When Ricks College had a team and were clobbering Arizona Schools many of them were complaining about rms. 22 year olds playing jc football. Of course they don't know how a missionary lacks time to prepare, and how come no one said anything when they were losing?

cval
Hyde Park, UT

Funny.... I remember when two years off from athletics was considered a disadvantage. Now its and advantage. What's the difference.... The BYU teams are better now.

Californian#1@94131
San Francisco, CA

Here's the solution for the teams who have 18-year-olds fresh from the senior prom can't compete with BYU's physically, mentally, and spiritually mature RMs.

Recruit grownups. Look for players who have gone out into the real world for a year or two after high school and made a commitment to making a difference. Find military veterans, returned missionaries from any religion, Peace Corps volunteers, and others who have discovered that the world is bigger than 100 yards long, rounder than a free-throw circle, and doesn't revolve around them. Give them closer consideration if they're married and have or are expecting children.

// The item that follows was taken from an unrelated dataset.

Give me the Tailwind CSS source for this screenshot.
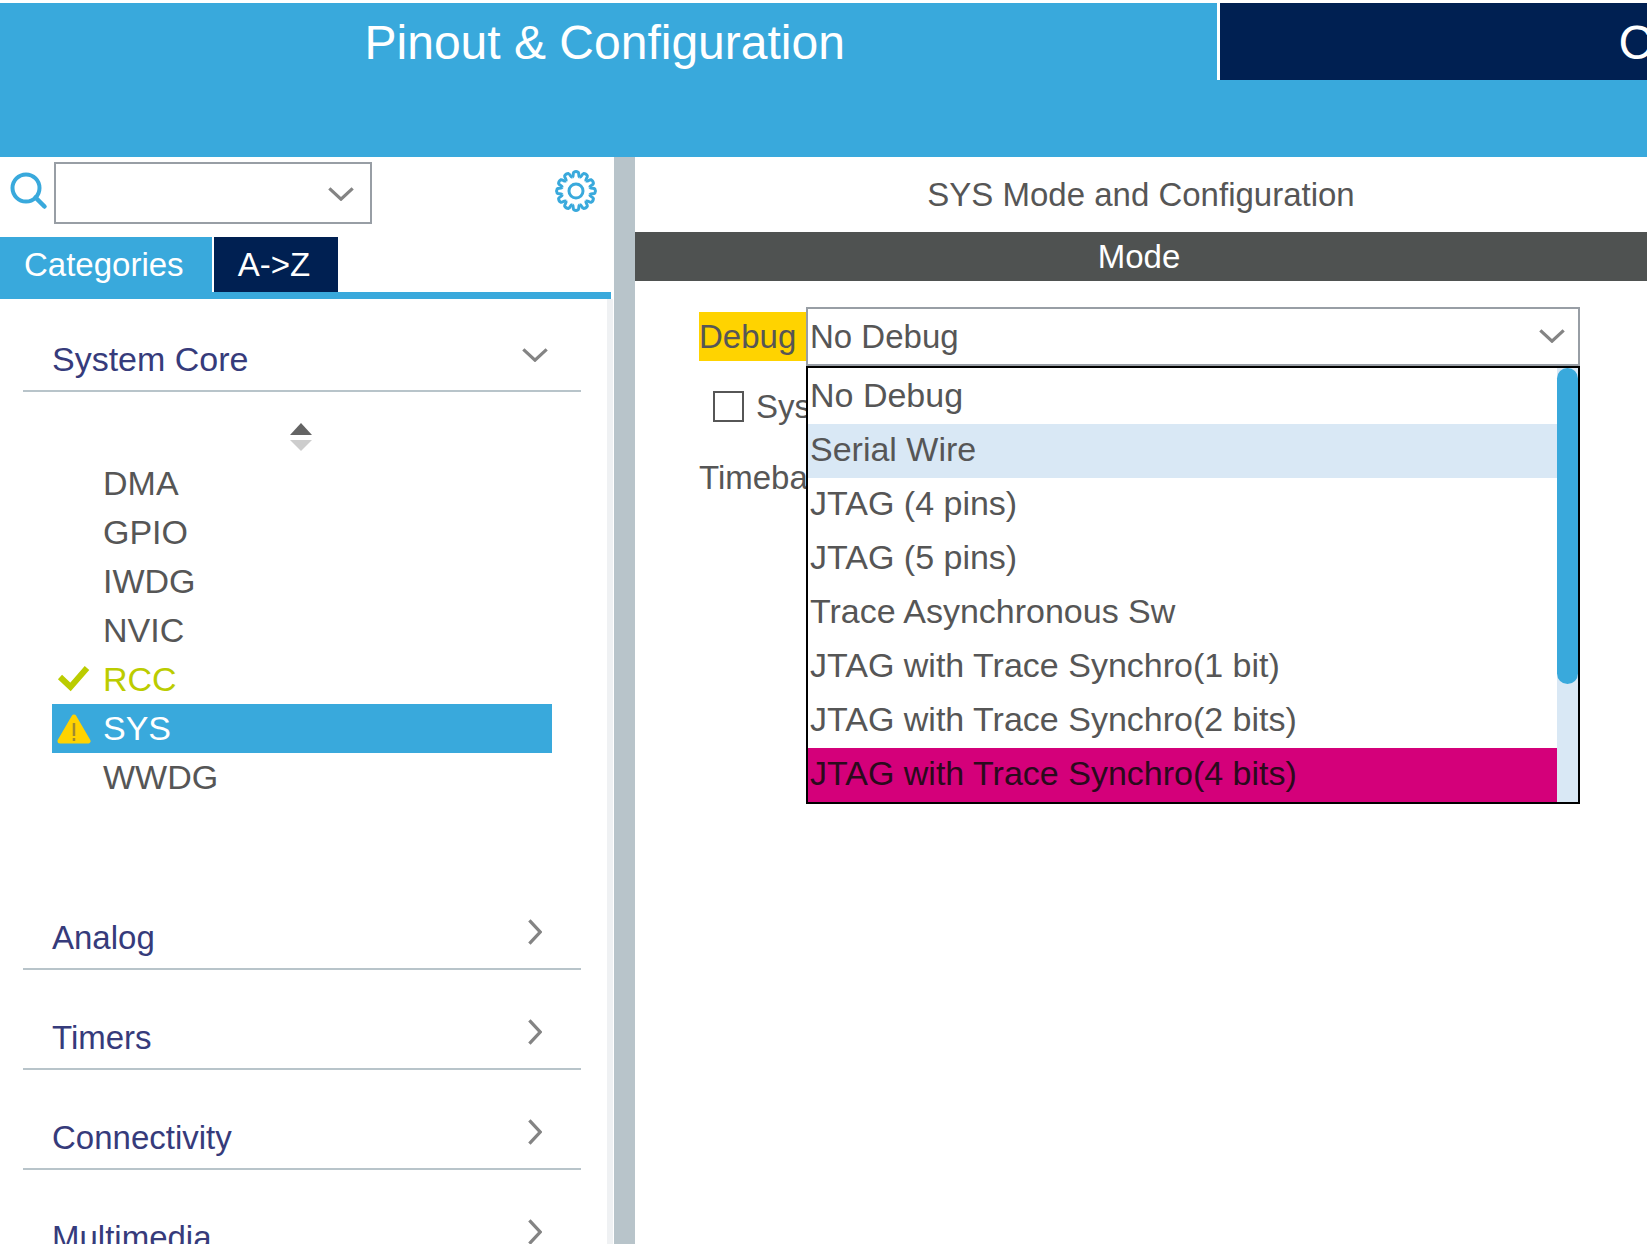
<!DOCTYPE html>
<html lang="en">
<head>
    <meta charset="UTF-8">
    <meta name="viewport" content="width=device-width, initial-scale=1.0">
    <title>Pinout &amp; Configuration</title>
    <script src="https://cdn.jsdelivr.net/npm/@tailwindcss/browser@4"></script>
</head>
<body class="h-screen overflow-hidden flex flex-col bg-white pt-[3px] font-['Liberation_Sans',Arial,sans-serif] text-[33px] leading-[49px] text-[#565656]">
    <!-- Main tabs -->
    <header class="shrink-0 bg-[#39a9dc] pb-[77px]">
        <nav class="flex h-[77px] text-[48px] text-white whitespace-nowrap">
            <button class="w-[74.1%] shrink-0 border-r-[3px] border-white pr-2 pt-[2px] text-center">Pinout &amp; Configuration</button>
            <button class="flex-1 min-w-0 overflow-hidden bg-[#002052] pl-[398px] pt-[2px] text-left">Clock Configuration</button>
        </nav>
    </header>

    <div class="flex flex-1 min-h-0">
        <!-- Sidebar -->
        <aside class="w-[614px] shrink-0 flex flex-col min-h-0">
            <div class="flex items-start h-[80px] pl-[10px] pr-4 pt-[5px]">
                <svg class="mt-[10px] w-[38px] h-[38px] shrink-0" viewBox="0 0 38 38" fill="none" stroke="#39a9dc" stroke-width="4">
                    <circle cx="16" cy="16" r="13.5"/>
                    <path d="M25.5 25.5L34.5 34.5" stroke-linecap="round" stroke-width="4.5"/>
                </svg>
                <div class="relative ml-[6px] w-[318px] h-[62px]">
                    <select aria-label="Search" class="appearance-none w-full h-full border-2 border-[#989ea5] bg-white pl-[2px]"><option></option></select>
                    <svg class="absolute right-[18px] top-[25px] w-[26px] h-[14px] pointer-events-none" viewBox="0 0 27 15" fill="none" stroke="#848484" stroke-width="3.5"><path d="M1 1.5L13.5 13L26 1.5"/></svg>
                </div>
                <button aria-label="Settings" class="ml-auto mt-[7px]">
                    <svg class="w-[44px] h-[44px]" viewBox="-22 -22 44 44" fill="none" stroke="#39a9dc" stroke-width="3">
                        <defs><path id="tooth" d="M-3.7 -13.8C-1.9 -14.8 -3.6 -17.3 -2.2 -18.8Q0 -20.1 2.2 -18.8C3.6 -17.3 1.9 -14.8 3.7 -13.8"/></defs>
                        <use href="#tooth"/><use href="#tooth" transform="rotate(30)"/><use href="#tooth" transform="rotate(60)"/>
                        <use href="#tooth" transform="rotate(90)"/><use href="#tooth" transform="rotate(120)"/><use href="#tooth" transform="rotate(150)"/>
                        <use href="#tooth" transform="rotate(180)"/><use href="#tooth" transform="rotate(210)"/><use href="#tooth" transform="rotate(240)"/>
                        <use href="#tooth" transform="rotate(270)"/><use href="#tooth" transform="rotate(300)"/><use href="#tooth" transform="rotate(330)"/>
                        <circle r="7"/>
                    </svg>
                </button>
            </div>

            <div class="flex shrink-0 h-[62px] gap-[2px] mr-[3px] border-b-[7px] border-[#39a9dc] text-white">
                <button class="w-[212px] bg-[#39a9dc] pl-6 text-left">Categories</button>
                <button class="w-[124px] bg-[#002052] pr-1">A-&gt;Z</button>
            </div>

            <div class="flex-1 min-h-0 overflow-hidden mr-[1px] border-r-[6px] border-[#eff1f3] pl-[23px] pr-[26px]">
                <button class="flex w-full h-[93px] items-end justify-between border-b-2 border-[#b8c4ca] pl-[29px] pr-[33px] pb-[6px] text-[34px] text-[#363b7b]">
                    System Core
                    <svg class="w-[26px] h-[14px] mb-[22px]" viewBox="0 0 27 15" fill="none" stroke="#848484" stroke-width="3.5"><path d="M1 1.5L13.5 13L26 1.5"/></svg>
                </button>
                <button aria-label="Sort" class="flex w-full h-[67px] pt-[31px] pr-[3px] justify-center">
                    <svg class="w-[22px] h-[28px]" viewBox="0 0 22 28"><path d="M0 12L11 0L22 12Z" fill="#646464"/><path d="M0 17L11 28L22 17Z" fill="#cdcdcd"/></svg>
                </button>
                <ul class="pl-[29px] pr-[29px] text-[34px]">
                    <li class="h-[49px] pl-[51px]">DMA</li>
                    <li class="h-[49px] pl-[51px]">GPIO</li>
                    <li class="h-[49px] pl-[51px]">IWDG</li>
                    <li class="h-[49px] pl-[51px]">NVIC</li>
                    <li class="h-[49px] flex items-center text-[#bbcc00]">
                        <svg class="w-[51px] h-[34px]" viewBox="0 0 51 34" fill="none" stroke="#bbcc00" stroke-width="6"><path d="M8 14L18.5 24L35 5"/></svg>RCC
                    </li>
                    <li class="h-[49px] flex items-center bg-[#39a9dc] text-white">
                        <svg class="w-[51px] h-[34px]" viewBox="0 0 51 34"><path d="M22 5L36 29H8Z" fill="#ffd300" stroke="#ffd300" stroke-width="5" stroke-linejoin="round"/><path d="M22 11V24M22 26V29" stroke="#a08a30" stroke-width="2.5"/></svg>SYS
                    </li>
                    <li class="h-[49px] pl-[51px]">WWDG</li>
                </ul>
                <div class="pt-[68px] text-[#363b7b]">
                    <button class="flex w-full h-[100px] items-end justify-between border-b-2 border-[#b8c4ca] pl-[29px] pr-[39px] pb-[6px]">
                        Analog
                        <svg class="w-[14px] h-[26px] mb-[17px]" viewBox="0 0 15 27" fill="none" stroke="#848484" stroke-width="3.5"><path d="M1.5 1L13 13.5L1.5 26"/></svg>
                    </button>
                    <button class="flex w-full h-[100px] items-end justify-between border-b-2 border-[#b8c4ca] pl-[29px] pr-[39px] pb-[6px]">
                        Timers
                        <svg class="w-[14px] h-[26px] mb-[17px]" viewBox="0 0 15 27" fill="none" stroke="#848484" stroke-width="3.5"><path d="M1.5 1L13 13.5L1.5 26"/></svg>
                    </button>
                    <button class="flex w-full h-[100px] items-end justify-between border-b-2 border-[#b8c4ca] pl-[29px] pr-[39px] pb-[6px]">
                        Connectivity
                        <svg class="w-[14px] h-[26px] mb-[17px]" viewBox="0 0 15 27" fill="none" stroke="#848484" stroke-width="3.5"><path d="M1.5 1L13 13.5L1.5 26"/></svg>
                    </button>
                    <button class="flex w-full h-[100px] items-end justify-between border-b-2 border-[#b8c4ca] pl-[29px] pr-[39px] pb-[6px]">
                        Multimedia
                        <svg class="w-[14px] h-[26px] mb-[17px]" viewBox="0 0 15 27" fill="none" stroke="#848484" stroke-width="3.5"><path d="M1.5 1L13 13.5L1.5 26"/></svg>
                    </button>
                </div>
            </div>
        </aside>

        <div class="w-[21px] shrink-0 bg-[#b8c4ca]"></div>

        <!-- Mode panel -->
        <main class="flex-1 min-w-0">
            <h1 class="h-[75px] pt-[13px] text-center">SYS Mode and Configuration</h1>
            <h2 class="h-[49px] bg-[#4f5251] pr-1 text-center text-white">Mode</h2>

            <div class="pl-16 pr-[67px] pt-[26px]">
                <div class="flex items-center">
                    <label for="debug" class="w-[107px] bg-[#ffd300]">Debug</label>
                    <div class="relative flex-1 h-[59px]">
                        <select id="debug" class="appearance-none w-full h-full border-2 border-[#989ea5] bg-white pl-[2px]">
                            <option>No Debug</option>
                            <option>Serial Wire</option>
                        </select>
                        <svg class="absolute right-[15px] top-[22px] w-[26px] h-[14px] pointer-events-none" viewBox="0 0 27 15" fill="none" stroke="#848484" stroke-width="3.5"><path d="M1 1.5L13.5 13L26 1.5"/></svg>
                        <!-- Open list -->
                        <div class="absolute left-0 right-0 top-full z-10 flex h-[438px] border-2 border-black bg-white">
                            <ul role="listbox" aria-label="Debug" class="flex-1 grid grid-rows-8 pt-[2px] text-[34px] leading-[51px] whitespace-nowrap">
                                <li role="option" class="pl-[2px]">No Debug</li>
                                <li role="option" class="pl-[2px] bg-[#d9e8f5]">Serial Wire</li>
                                <li role="option" class="pl-[2px]">JTAG (4 pins)</li>
                                <li role="option" class="pl-[2px]">JTAG (5 pins)</li>
                                <li role="option" class="pl-[2px]">Trace Asynchronous Sw</li>
                                <li role="option" class="pl-[2px]">JTAG with Trace Synchro(1 bit)</li>
                                <li role="option" class="pl-[2px]">JTAG with Trace Synchro(2 bits)</li>
                                <li role="option" class="pl-[2px] bg-[#d4007a] text-[#2a0a1c]">JTAG with Trace Synchro(4 bits)</li>
                            </ul>
                            <div class="w-[21px] bg-[#d9e8f5]">
                                <div class="h-[316px] rounded-full bg-[#39a9dc]"></div>
                            </div>
                        </div>
                    </div>
                </div>
                <label class="flex items-center mt-4 pl-[14px]">
                    <input type="checkbox" class="appearance-none mr-3 w-[31px] h-[31px] border-2 border-[#565656] bg-white">
                    System
                </label>
                <p class="mt-[22px]">Timebase</p>
            </div>
        </main>
    </div>
</body>
</html>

It isn't just older and bigger that gives anyone a competitive advantage. Experience and perspective probably count for more.

Dennis
Harwich, MA

No. Example. This years team.

optimist
Sun City, CA

My honest opinion, is that in most cases, not all, but most cases, if you are a skill player at QB, WR, TE, RB, you are at a disadvantage. You are rusty and others that are fresh out of high school or JC transfers, are better able to take over where you left off before going on the mission.

On the other hand, if you are in a so called non skill position, (all positions require skill and all positions are play making positions), I believe that you do have a big advantage because of the added years of maturity and added years of body size and weight.

Over all, in the perfect world, I would like the top skilled playmakers to have their mission calls be assigned to LES and the others assigned to other states or countries. I recognize that my opinion is a minority opinion, but it is an honest opinion which I believe would be for the good of our Cougars and our University.

optimist
Sun City, CA

A point of view:

Steve Young, Jim MacMahon, Ty Detmer, Sarkasian, where among our best QB's ever. None went on a mission. Young a Mormon, Detmer a convert, MaMahon a Catholic, Sarkasian another non member, but all non return missionaries.

Compare: 5 star Ben Olson, highly recruited James Lark, highly recruited Mumms. Other examples come to mind on each side, but enough said.

Skill position players have a much harder time coming back and being as great as they were before they left while non skill position players have the advantage of maturity, decision making, learning on the job, and body weight and size.

Ask Ben Olson, James Lark and Mumms if they agree.

Californian#1@94131
San Francisco, CA

** "Over all, in the perfect world, I would like the top skilled playmakers to have their mission calls be assigned to LES and the others assigned to other states or countries." **

Not sure what LES means - "local/English speaking"?

Anyway, I guess it's a matter of perspective--dog and tail, so to speak. What is the purpose of BYU? One of its mottoes is "Enter to Learn, Go Forth to Serve."

If the school exists to service the sports programs, produce stars, and win championships, why not simply exempt the top skill players from mission service entirely?

OTOH, what if the school exists to service higher, divinely appointed purposes, and produce well-rounded people eager to make the world a better place? All the sports programs would merely be a means to an end, and the trophies icing on the cake. Without the cake, a ton of icing means nothing.